For many people, drinking alcohol is a natural part of their day but Amy Armstrong has taken the plunge to sobriety.
In June the Port Fairy resident decided to stop the habit altogether and has begun lobbying restaurants and cafes to think about more non-alcohol options.
"It was just time to give it up," she said. "In lockdown I noticed I was drinking more.
"I tried moderation a few times but it was not worth my mental energy of counting drinks and judging myself.
"I'd thought about going sober for a long time but I thought it would be the end of my social life. But it hasn't been and that's why I've been looking into alternatives."
Mrs Armstrong began looking into wine and spirit alternatives in venues as she found socialising was not the same with soft drink.

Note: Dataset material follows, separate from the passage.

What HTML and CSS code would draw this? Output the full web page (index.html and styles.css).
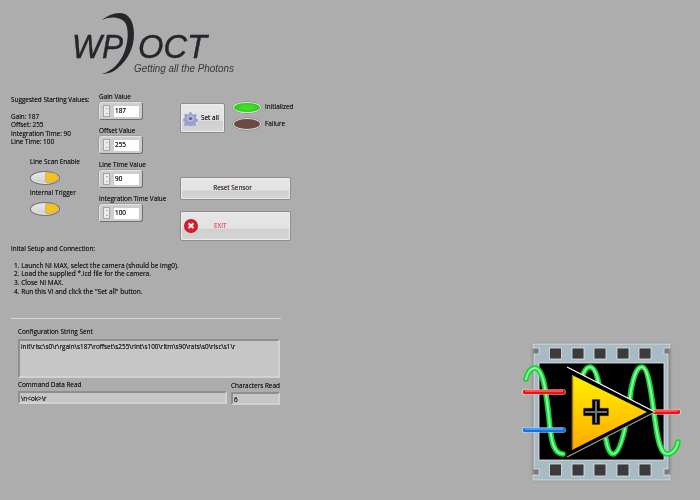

Port Fairy-based couple Samantha Manning and Haydn Farley's ready-to-drink alcohol-free product Monday Distillery opened the market to the newly sober Mrs Armstrong.
"It was a vortex, the more I looked into alcoholic-free drinks, the more I found and there is so much more than I realised," she said.

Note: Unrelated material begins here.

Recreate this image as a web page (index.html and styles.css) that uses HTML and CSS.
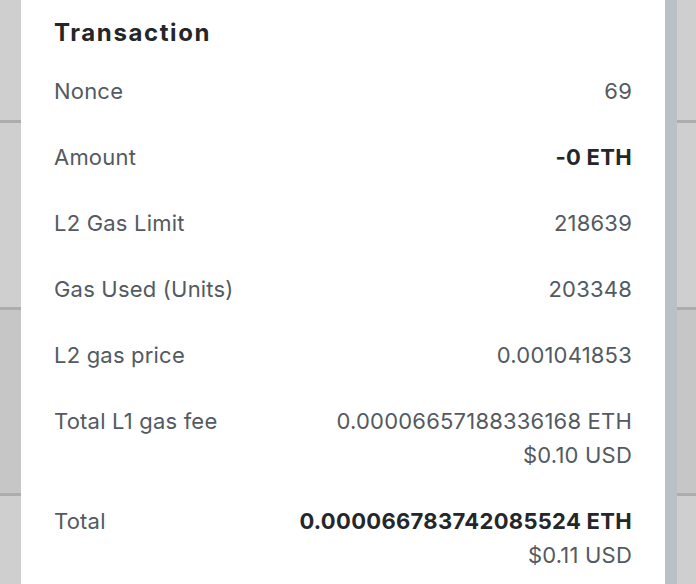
FILE: index.html
```html
<!DOCTYPE html>
<html>
<head>
<meta charset="utf-8">
<link rel="stylesheet" href="styles.css">
</head>
<body>
<div class="screen">
  <div class="side side-left"></div>
  <section class="panel">
    <h2 class="title">Transaction</h2>
    <div class="row">
      <div class="label">Nonce</div>
      <div class="value">69</div>
    </div>
    <div class="row">
      <div class="label">Amount</div>
      <div class="value strong">-0 ETH</div>
    </div>
    <div class="row">
      <div class="label">L2 Gas Limit</div>
      <div class="value">218639</div>
    </div>
    <div class="row">
      <div class="label">Gas Used (Units)</div>
      <div class="value">203348</div>
    </div>
    <div class="row">
      <div class="label">L2 gas price</div>
      <div class="value">0.001041853</div>
    </div>
    <div class="row">
      <div class="label">Total L1 gas fee</div>
      <div class="value">
        <div>0.00006657188336168 ETH</div>
        <div>$0.10 USD</div>
      </div>
    </div>
    <div class="row">
      <div class="label">Total</div>
      <div class="value">
        <div class="strong">0.000066783742085524 ETH</div>
        <div>$0.11 USD</div>
      </div>
    </div>
  </section>
  <div class="side-border"></div>
  <div class="side side-right"></div>
</div>
</body>
</html>
```
FILE: styles.css
```css
html, body {
  margin: 0;
  padding: 0;
}
body {
  width: 696px;
  height: 584px;
  overflow: hidden;
  font-family: "Inter", "Liberation Sans", sans-serif;
}
.screen {
  display: flex;
  height: 584px;
}
.side {
  background:
    linear-gradient(to bottom,
      #cfcfcf 0, #cfcfcf 120px,
      #adadad 120px, #adadad 123px,
      #cfcfcf 123px, #cfcfcf 307px,
      #adadad 307px, #adadad 310px,
      #c6c6c6 310px, #c6c6c6 493px,
      #adadad 493px, #adadad 496px,
      #cfcfcf 496px);
}
.side-left {
  width: 21px;
  flex: none;
}
.side-right {
  flex: 1;
}
.side-border {
  width: 12px;
  flex: none;
  background: #bbc0c5;
}
.panel {
  width: 644px;
  flex: none;
  background: #ffffff;
  box-sizing: border-box;
  padding: 16px 33px 0 33px;
}
.title {
  margin: 0 0 24px 0;
  font-size: 24px;
  line-height: 34px;
  font-weight: 700;
  letter-spacing: 1.6px;
  color: #24272a;
}
.row {
  display: flex;
  justify-content: space-between;
  align-items: flex-start;
  margin-bottom: 32px;
  font-size: 22px;
  line-height: 34px;
  color: #535a61;
  letter-spacing: 0.2px;
}
.value {
  text-align: right;
}
.strong {
  font-weight: 700;
  color: #24272a;
  letter-spacing: 0.3px;
}
```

The stigma around sobriety is that there's only gross non-alcoholic drinks available but that's not the case, there's many better options out there.Amy Armstrong
"I've found that Dan Murphy's has a limited range but if you start shopping online you go down a rabbit hole. A lot of brands are independent and Australian owned companies and I can't keep up with want I want to try.
"It's hit and miss with red wine but if I don't like the taste I can turn it into a sangria. There's a lot of sparkling wines where you wouldn't know the difference."

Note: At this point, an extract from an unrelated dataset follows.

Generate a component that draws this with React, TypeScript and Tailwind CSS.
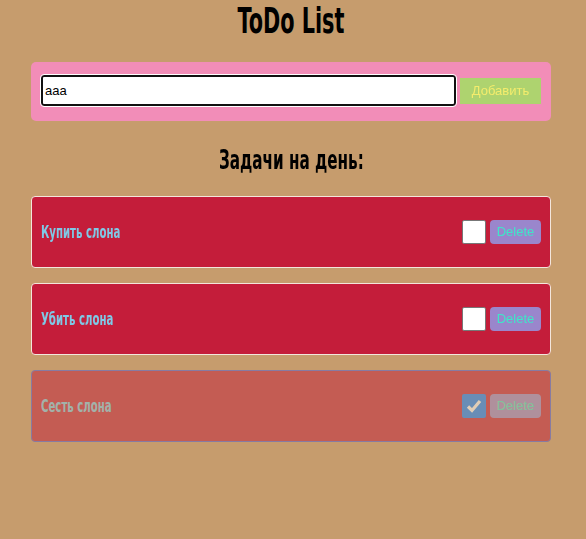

Mrs Armstrong began an Instagram account @dry_but_wet where she documents the products she finds and opens the conversation about having more non-alcohol free options.
"Its definitely a growing movement and people aren't super aware of what's out there," she said. "At a local level, businesses are pretty good with stocking alternatives. Conlans Wine Store, The Belfast, Bank Street and Co and Wytons stock Monday Distillery and Conlans and The Belfast allow me to bring in my own bottles of wine and charge corkage.
"The Ministry of Ombibulous Studies wants to craft their own alcohol-free options and they've been asking me for advice.
"I will keep trying to push hospitality venues because if you don't ask nothing will change and it sucks going to a venue when you can only have kombucha or soda water."
Mrs Armstrong said there was a stigma that people who went sober were reformed alcoholics when in reality she said there was far more reasons why people choose sobriety, including the benefits.
"It's changed my life; I sleep better, it's helped with weight and it's really made a difference in my confidence," she said. "I relied on drinking in social situations but I didn't need to.
"I'm more present in my life and in spending time with my daughter Violet; it's put a lot into perspective.
"Once I started to tell people, I found that everyone wanted to talk to me about it. Even people who drink are curious about it."